Entries with page source code -
__________
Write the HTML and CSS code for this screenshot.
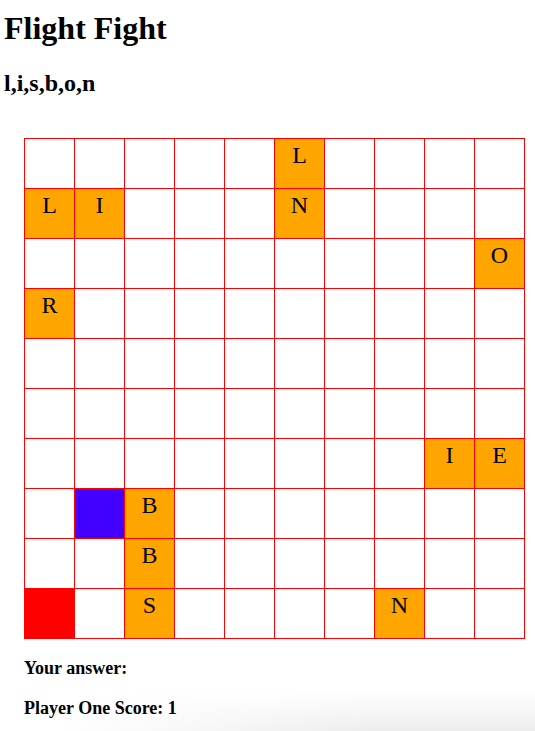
FILE: index.html
```html
<!DOCTYPE html>
<html lang="en">
<head>
    <meta charset="UTF-8">
    <title>Flight Fight</title>
    <link rel="stylesheet" href="styles.css">
</head>
<body>
    <h1>Flight Fight</h1>
    <h2 id="word">l,i,s,b,o,n</h2>

    <!-- Game board -->
    <div id="board" class="board"></div>

    <div class="status">
        <p class="label">Your answer:</p>
        <p class="label">Player One Score: <span id="score">1</span></p>
    </div>

    <script>
        // '.' = empty, '#' = player, '*' = enemy, letters = tiles
        const rows = [
            '.....L....',
            'LI...N....',
            '.........O',
            'R.........',
            '..........',
            '..........',
            '........IE',
            '.#B.......',
            '..B.......',
            '*.S....N..'
        ];

        const board = document.getElementById('board');
        rows.forEach(function (row) {
            for (let ch of row) {
                let cell = document.createElement('div');
                cell.className = 'cell';
                if (ch === '#') {
                    cell.classList.add('player');
                } else if (ch === '*') {
                    cell.classList.add('enemy');
                } else if (ch !== '.') {
                    cell.classList.add('tile');
                    cell.textContent = ch;
                }
                board.appendChild(cell);
            }
        });
    </script>
</body>
</html>
```

FILE: styles.css
```css
/* General */
body {
    font-family: "Liberation Serif", "Times New Roman", serif;
    margin: 0 4px;
    color: #000;
    background-color: #fff;
}

/* faint shade at the bottom of the window */
body::after {
    content: "";
    position: fixed;
    left: 0;
    right: 0;
    bottom: 0;
    height: 40px;
    background: linear-gradient(to bottom, rgba(0, 0, 0, 0), rgba(0, 0, 0, 0.07));
    -webkit-mask-image: linear-gradient(to right, transparent 10%, #000 70%);
    mask-image: linear-gradient(to right, transparent 10%, #000 70%);
    pointer-events: none;
}

/* Headers */
h1 {
    font-size: 32px;
    line-height: 36px;
    margin: 10px 0 0;
}

h2 {
    font-size: 24px;
    line-height: 27px;
    margin: 24px 0 0;
}

/* Board */
.board {
    display: grid;
    grid-template-columns: repeat(10, 49px);
    grid-auto-rows: 49px;
    gap: 1px;
    padding: 1px;
    width: max-content;
    margin: 41px 0 0 20px;
    background-color: #ff0000;
}

.cell {
    background-color: #fff;
    font-size: 24px;
    line-height: 27px;
    text-align: center;
    padding-top: 3px;
    box-sizing: border-box;
}

.tile {
    background-color: #ffa500;
}

.player {
    background-color: #4400ff;
}

.enemy {
    background-color: #ff0000;
}

/* Status */
.status {
    margin: 19px 0 0 20px;
}

.label {
    font-size: 18px;
    font-weight: bold;
    line-height: 20px;
    margin: 0 0 20px;
}
```
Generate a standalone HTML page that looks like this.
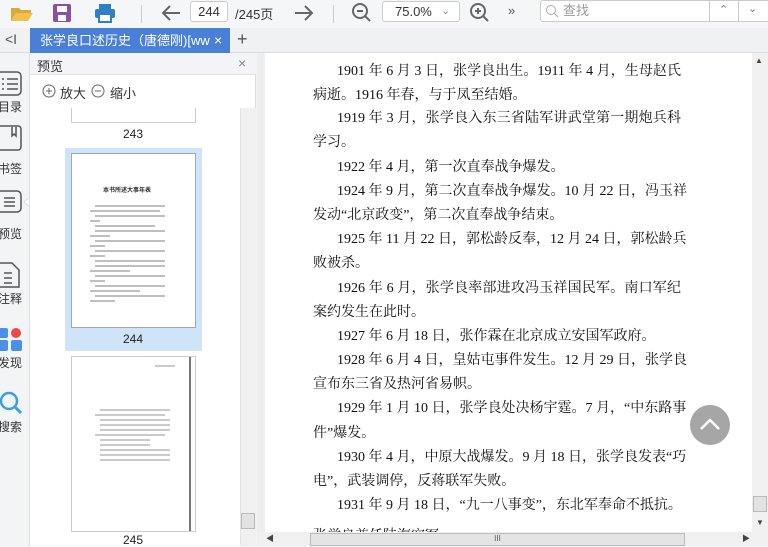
<!DOCTYPE html>
<html><head><meta charset="utf-8"><style>
*{margin:0;padding:0;box-sizing:border-box}
body{width:768px;height:546px;overflow:hidden;background:#f3f4f6;font-family:"Liberation Sans","Noto Sans CJK SC",sans-serif;position:relative;color:#333}
.abs{position:absolute}
.tb{left:0;top:0;width:768px;height:28px;background:#f5f6f8}
.tabbar{left:0;top:28px;width:768px;height:25px;background:#f0f1f3;border-bottom:1px solid #dcdcdc}
.tab{left:30px;top:28px;width:200px;height:25px;background:#4a7fd6;color:#fff;font-size:13px;line-height:25px}
.side{left:0;top:53px;width:30px;height:493px;background:#f3f4f6;border-right:1px solid #ddd}
.side .lb{position:absolute;left:-2px;font-size:12px;color:#333}
.panel{left:30px;top:53px;width:226px;height:493px;background:#fff;border-right:1px solid #ddd}
.main{left:257px;top:53px;width:511px;height:493px;background:#eceef0}
.page{left:265px;top:53px;width:487px;height:479px;background:#fff}
.ln{position:absolute;left:313px;width:368px;font-family:"Liberation Serif","Noto Serif CJK SC",serif;font-size:14px;color:#111;text-align:justify;text-align-last:justify;white-space:nowrap;height:20px;line-height:20px}
.ln.i{left:337px;width:344px}
.ln.s{text-align-last:left}
</style></head><body>
<div class="abs tb"></div>
<svg class="abs" style="left:10px;top:4px" width="24" height="18"><path d="M1 4h8l2 2h10v3H6L1 17z" fill="#d9a93a"/><path d="M6 9h17l-5 8H1z" fill="#f0c050"/></svg>
<svg class="abs" style="left:52px;top:3px" width="20" height="20"><rect x="1" y="1" width="18" height="18" rx="2" fill="#8c4fa8"/><rect x="5" y="3" width="10" height="6" fill="#fff"/><rect x="6" y="12" width="8" height="6" fill="#fff"/></svg>
<svg class="abs" style="left:94px;top:3px" width="22" height="20"><rect x="5" y="1" width="12" height="5" fill="#2f7fc8"/><rect x="1" y="6" width="20" height="9" rx="2" fill="#2f7fc8"/><rect x="5" y="11" width="12" height="8" fill="#fff" stroke="#2f7fc8" stroke-width="2"/></svg>
<div class="abs" style="left:141px;top:5px;width:1px;height:18px;background:#ccc"></div>
<svg class="abs" style="left:160px;top:3px" width="22" height="20"><path d="M20 10H3M10 3L3 10l7 7" stroke="#666" stroke-width="2" fill="none"/></svg>
<div class="abs" style="left:190px;top:1px;width:38px;height:21px;border:1px solid #ccc;border-radius:3px;background:#fff;font-size:13px;text-align:center;line-height:19px">244</div>
<div class="abs" style="left:235px;top:4px;font-size:13px">/245页</div>
<svg class="abs" style="left:293px;top:3px" width="22" height="20"><path d="M2 10h17M12 3l7 7-7 7" stroke="#666" stroke-width="2" fill="none"/></svg>
<div class="abs" style="left:333px;top:5px;width:1px;height:18px;background:#ccc"></div>
<svg class="abs" style="left:351px;top:2px" width="22" height="22"><circle cx="9" cy="9" r="7" stroke="#666" stroke-width="2" fill="none"/><path d="M6 9h6M14 14l5 5" stroke="#666" stroke-width="2"/></svg>
<div class="abs" style="left:382px;top:1px;width:78px;height:21px;border:1px solid #ccc;border-radius:3px;background:#fff;font-size:13px;line-height:19px;padding-left:12px">75.0%<span style="position:absolute;left:58px;color:#888;font-size:11px">&#8964;</span></div>
<svg class="abs" style="left:469px;top:2px" width="22" height="22"><circle cx="9" cy="9" r="7" stroke="#666" stroke-width="2" fill="none"/><path d="M6 9h6M9 6v6M14 14l5 5" stroke="#666" stroke-width="2"/></svg>
<div class="abs" style="left:508px;top:3px;font-size:13px;color:#555">»</div>
<div class="abs" style="left:540px;top:0;width:236px;height:22px;border:1px solid #ccc;border-radius:3px;background:#fff;font-size:13px;line-height:20px;padding-left:22px;color:#999">查找</div>
<svg class="abs" style="left:545px;top:4px" width="14" height="14"><circle cx="6" cy="6" r="4.5" stroke="#aaa" fill="none"/><path d="M9 9l4 4" stroke="#aaa"/></svg>
<div class="abs" style="left:709px;top:0;width:1px;height:22px;background:#ccc"></div>
<div class="abs" style="left:738px;top:0;width:1px;height:22px;background:#ccc"></div>
<div class="abs" style="left:719px;top:3px;font-size:11px;color:#777">&#8963;</div>
<div class="abs" style="left:748px;top:2px;font-size:11px;color:#777">&#8964;</div>

<div class="abs tabbar"></div>
<div class="abs" style="left:5px;top:31px;font-size:14px;color:#555">&lt;I</div>
<div class="abs tab"><div style="position:absolute;left:10px;width:170px;overflow:hidden;white-space:nowrap">张学良口述历史（唐德刚)[www.</div><span style="position:absolute;left:184px;font-size:14px">×</span></div>
<div class="abs" style="left:237px;top:29px;font-size:18px;color:#555">+</div>

<div class="abs side">
<svg class="abs" style="left:0;top:18px" width="22" height="26"><rect x="-4" y="1" width="25" height="23" rx="4" stroke="#555" fill="none" stroke-width="1.5"/><path d="M2 8h2M7 8h11M2 13h2M7 13h11M2 18h2M7 18h11" stroke="#555" stroke-width="1.5"/></svg>
<div class="lb" style="top:45px">目录</div>
<svg class="abs" style="left:0;top:72px" width="22" height="26"><rect x="-4" y="1" width="25" height="24" rx="3" stroke="#555" fill="none" stroke-width="1.5"/><path d="M12 2v9l2-2 2 2V2" stroke="#555" fill="none" stroke-width="1.5"/></svg>
<div class="lb" style="top:107px">书签</div>
<svg class="abs" style="left:0;top:135px" width="30" height="26"><rect x="-4" y="3" width="25" height="21" rx="4" stroke="#555" fill="#f3f4f6" stroke-width="1.5"/><path d="M4 10h11M4 14h11M4 18h11" stroke="#555" stroke-width="1.5"/><path d="M29 10l-5 4 5 4" fill="#fff" stroke="#ddd"/></svg>
<div class="lb" style="top:172px">预览</div>
<svg class="abs" style="left:0;top:208px" width="22" height="28"><path d="M-3 2h15l7 7v17h-22z" stroke="#555" fill="none" stroke-width="1.5"/><path d="M4 12h8M4 17h8M4 22h8" stroke="#555" stroke-width="1.5"/></svg>
<div class="lb" style="top:237px">注释</div>
<svg class="abs" style="left:0;top:274px" width="24" height="26"><rect x="-3" y="1" width="11" height="10" rx="2" fill="#4a8fe8"/><circle cx="16" cy="6" r="5" fill="#f04848"/><rect x="-3" y="13" width="11" height="11" rx="2" fill="#4a8fe8"/><rect x="11" y="13" width="11" height="11" rx="2" fill="#4a8fe8"/></svg>
<div class="lb" style="top:301px">发现</div>
<svg class="abs" style="left:0;top:338px" width="24" height="26"><circle cx="9" cy="10" r="8" stroke="#3aa0e0" stroke-width="2.5" fill="none"/><path d="M15 16l6 6" stroke="#3aa0e0" stroke-width="3"/></svg>
<div class="lb" style="top:365px">搜索</div>
</div>

<div class="abs panel">
<div class="abs" style="left:0;top:0;width:226px;height:22px;background:#f3f4f6;border-bottom:1px solid #e2e2e2"></div>
<div class="abs" style="left:7px;top:3px;font-size:13px">预览</div>
<div class="abs" style="left:208px;top:2px;font-size:14px;color:#888">×</div>
<svg class="abs" style="left:12px;top:31px" width="14" height="14"><circle cx="7" cy="7" r="6" stroke="#666" fill="none"/><path d="M4 7h6M7 4v6" stroke="#666"/></svg>
<div class="abs" style="left:30px;top:30px;font-size:13px">放大</div>
<svg class="abs" style="left:61px;top:31px" width="14" height="14"><circle cx="7" cy="7" r="6" stroke="#666" fill="none"/><path d="M4 7h6" stroke="#666"/></svg>
<div class="abs" style="left:80px;top:30px;font-size:13px">缩小</div>
<div class="abs" style="left:41px;top:55px;width:125px;height:15px;border:1px solid #ccc;border-top:none;background:#fff"></div>
<div class="abs" style="left:93px;top:74px;font-size:12px;color:#222">243</div>
<div class="abs" style="left:35px;top:95px;width:137px;height:203px;background:#cfe4f7"></div>
<div class="abs" style="left:41px;top:100px;width:125px;height:175px;background:#fff;border:1px solid #9ab"></div>
<div class="abs" style="left:73px;top:132px;font-size:6px;font-weight:bold;color:#333">本书所述大事年表</div>
<svg class="abs" style="left:60px;top:150px" width="95" height="100"><g stroke="#999" stroke-width="1.2"><path d="M5 3h70M0 8h70M5 13h70M0 18h10M5 23h60M5 28h70M0 33h20M5 38h70M0 43h15M5 48h70M0 53h15M5 58h70M5 63h70M0 68h40M5 73h70M0 78h15M5 83h70M0 88h50M5 93h70M0 98h25"/></g></svg>
<div class="abs" style="left:93px;top:279px;font-size:12px;color:#222">244</div>
<div class="abs" style="left:41px;top:303px;width:125px;height:176px;background:#fff;border:1px solid #ccc"></div>
<div class="abs" style="left:159px;top:304px;width:2px;height:174px;background:#777"></div>
<svg class="abs" style="left:60px;top:310px" width="95" height="100"><g stroke="#aaa" stroke-width="1.2"><path d="M65 3h20M10 47h70M5 52h70M10 57h70M10 62h70M10 67h70M5 72h70M10 77h50M10 82h50M10 87h70M10 92h70M10 97h70"/></g></svg>
<div class="abs" style="left:93px;top:480px;font-size:12px;color:#222">245</div>
<div class="abs" style="left:210px;top:55px;width:16px;height:438px;background:#f0f0f0;border-left:1px solid #e3e3e3"></div>
<div class="abs" style="left:211px;top:460px;width:14px;height:16px;background:#e2e2e2;border:1px solid #bbb"></div>
</div>

<div class="abs main"></div>
<div class="abs page"></div>
<div class="abs" style="left:752px;top:53px;width:16px;height:479px;background:#f0f0f0"></div>
<div class="abs" style="left:755px;top:56px;font-size:8px;color:#444">▲</div>
<div class="abs" style="left:753px;top:496px;width:14px;height:16px;background:#e2e2e2;border:1px solid #bbb"></div>
<div class="abs" style="left:756px;top:518px;font-size:8px;color:#444">▼</div>
<div class="abs" style="left:257px;top:532px;width:511px;height:14px;background:#f0f0f0"></div>
<div class="abs" style="left:310px;top:533px;width:375px;height:13px;background:#e4e4e4;border:1px solid #bbb;font-size:8px;text-align:center;color:#555">III</div>
<div class="abs" style="left:266px;top:533px;font-size:8px;color:#444">◀</div>
<div class="abs" style="left:742px;top:533px;font-size:8px;color:#444">▶</div>

<div class="ln i" style="top:62px">1901 年 6 月 3 日，张学良出生。1911 年 4 月，生母赵氏</div>
<div class="ln s" style="top:86px">病逝。1916 年春，与于凤至结婚。</div>
<div class="ln i" style="top:109px">1919 年 3 月，张学良入东三省陆军讲武堂第一期炮兵科</div>
<div class="ln s" style="top:133px">学习。</div>
<div class="ln i s" style="top:158px">1922 年 4 月，第一次直奉战争爆发。</div>
<div class="ln i" style="top:182px">1924 年 9 月，第二次直奉战争爆发。10 月 22 日，冯玉祥</div>
<div class="ln s" style="top:206px">发动“北京政变”，第二次直奉战争结束。</div>
<div class="ln i" style="top:230px">1925 年 11 月 22 日，郭松龄反奉，12 月 24 日，郭松龄兵</div>
<div class="ln s" style="top:254px">败被杀。</div>
<div class="ln i" style="top:279px">1926 年 6 月，张学良率部进攻冯玉祥国民军。南口军纪</div>
<div class="ln s" style="top:303px">案约发生在此时。</div>
<div class="ln i s" style="top:327px">1927 年 6 月 18 日，张作霖在北京成立安国军政府。</div>
<div class="ln i" style="top:351px">1928 年 6 月 4 日，皇姑屯事件发生。12 月 29 日，张学良</div>
<div class="ln s" style="top:375px">宣布东三省及热河省易帜。</div>
<div class="ln i" style="top:399px">1929 年 1 月 10 日，张学良处决杨宇霆。7 月，“中东路事</div>
<div class="ln s" style="top:424px">件”爆发。</div>
<div class="ln i" style="top:448px">1930 年 4 月，中原大战爆发。9 月 18 日，张学良发表“巧</div>
<div class="ln s" style="top:472px">电”，武装调停，反蒋联军失败。</div>
<div class="ln i" style="top:496px">1931 年 9 月 18 日，“九一八事变”，东北军奉命不抵抗。</div>
<div class="abs" style="left:257px;top:520px;width:495px;height:12px;overflow:hidden"><div class="ln s" style="left:56px;top:7px">张学良兼任陆海空军</div></div>

<div class="abs" style="left:690px;top:405px;width:40px;height:40px;border-radius:50%;background:#a6a6a6"></div>
<svg class="abs" style="left:690px;top:405px" width="40" height="40"><path d="M11 24l9-9 9 9" stroke="#fff" stroke-width="2.5" fill="none"/></svg>
</body></html>
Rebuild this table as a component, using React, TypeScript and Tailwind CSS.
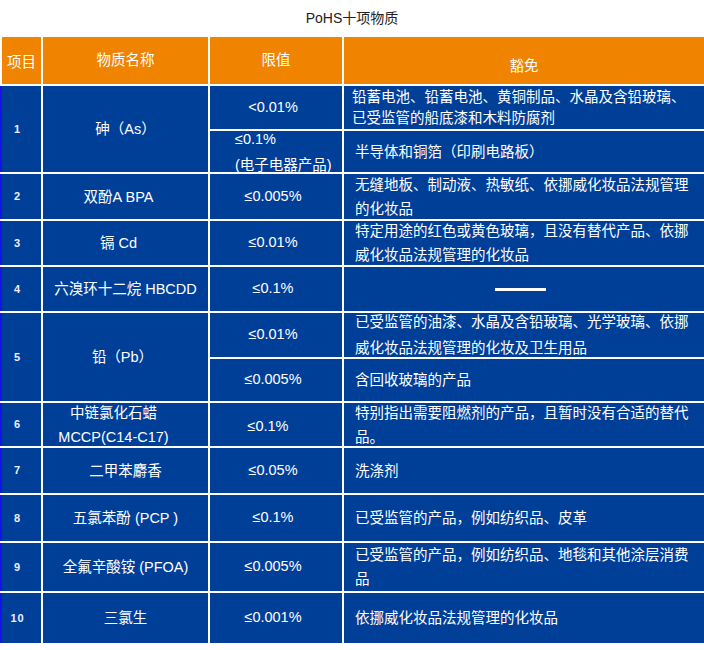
__________
Find every line with the word "this" and state how many there are, with no other words.

Final result - 3